**STATED GOAL**
Select every line containing the word "Tailwind" from the material, and copy those lines.

**ROWS**
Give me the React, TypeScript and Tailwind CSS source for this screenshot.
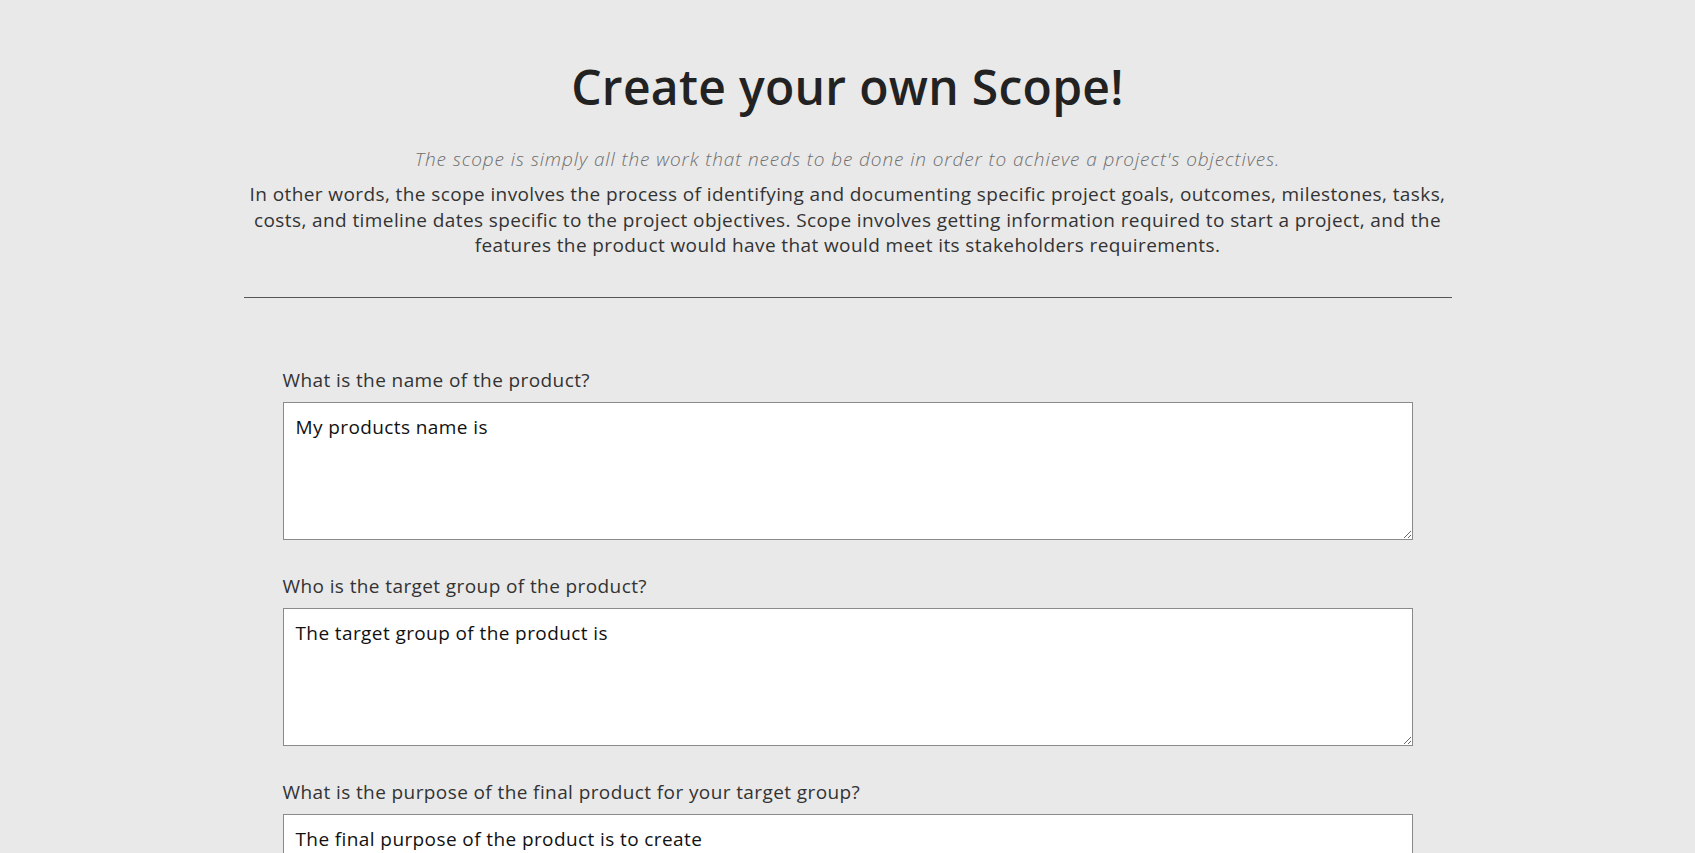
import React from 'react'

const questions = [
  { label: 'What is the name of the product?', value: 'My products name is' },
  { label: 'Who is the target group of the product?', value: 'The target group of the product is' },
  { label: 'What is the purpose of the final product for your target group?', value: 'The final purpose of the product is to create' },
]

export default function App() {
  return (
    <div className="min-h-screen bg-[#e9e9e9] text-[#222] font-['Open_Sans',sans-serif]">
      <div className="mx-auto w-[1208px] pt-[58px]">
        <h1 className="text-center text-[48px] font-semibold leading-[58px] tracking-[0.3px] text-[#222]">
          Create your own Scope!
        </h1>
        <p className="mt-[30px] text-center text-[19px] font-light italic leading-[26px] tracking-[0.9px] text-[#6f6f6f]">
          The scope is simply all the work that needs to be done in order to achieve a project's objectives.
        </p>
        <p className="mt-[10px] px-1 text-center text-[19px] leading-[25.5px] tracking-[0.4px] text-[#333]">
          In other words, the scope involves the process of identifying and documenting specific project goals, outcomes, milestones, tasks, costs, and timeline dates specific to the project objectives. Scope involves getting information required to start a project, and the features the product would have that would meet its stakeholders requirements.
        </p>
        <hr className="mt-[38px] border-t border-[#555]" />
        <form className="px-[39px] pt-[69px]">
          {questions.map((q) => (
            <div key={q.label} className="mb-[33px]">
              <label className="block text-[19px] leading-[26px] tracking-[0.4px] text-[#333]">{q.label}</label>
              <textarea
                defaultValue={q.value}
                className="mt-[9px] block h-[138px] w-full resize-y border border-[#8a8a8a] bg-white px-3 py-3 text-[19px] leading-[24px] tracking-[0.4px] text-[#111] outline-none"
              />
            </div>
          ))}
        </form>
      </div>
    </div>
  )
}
* * *
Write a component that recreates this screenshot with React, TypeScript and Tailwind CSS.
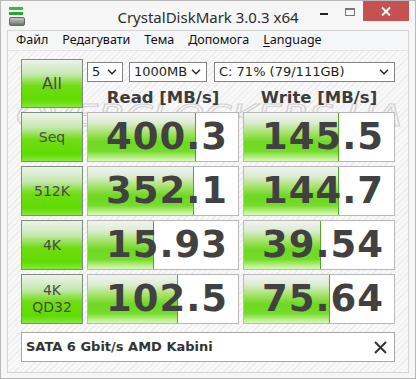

**TASK OUTPUT**
Give me the React, TypeScript and Tailwind CSS source for this screenshot.
Write a component that recreates this screenshot with React, TypeScript and Tailwind CSS.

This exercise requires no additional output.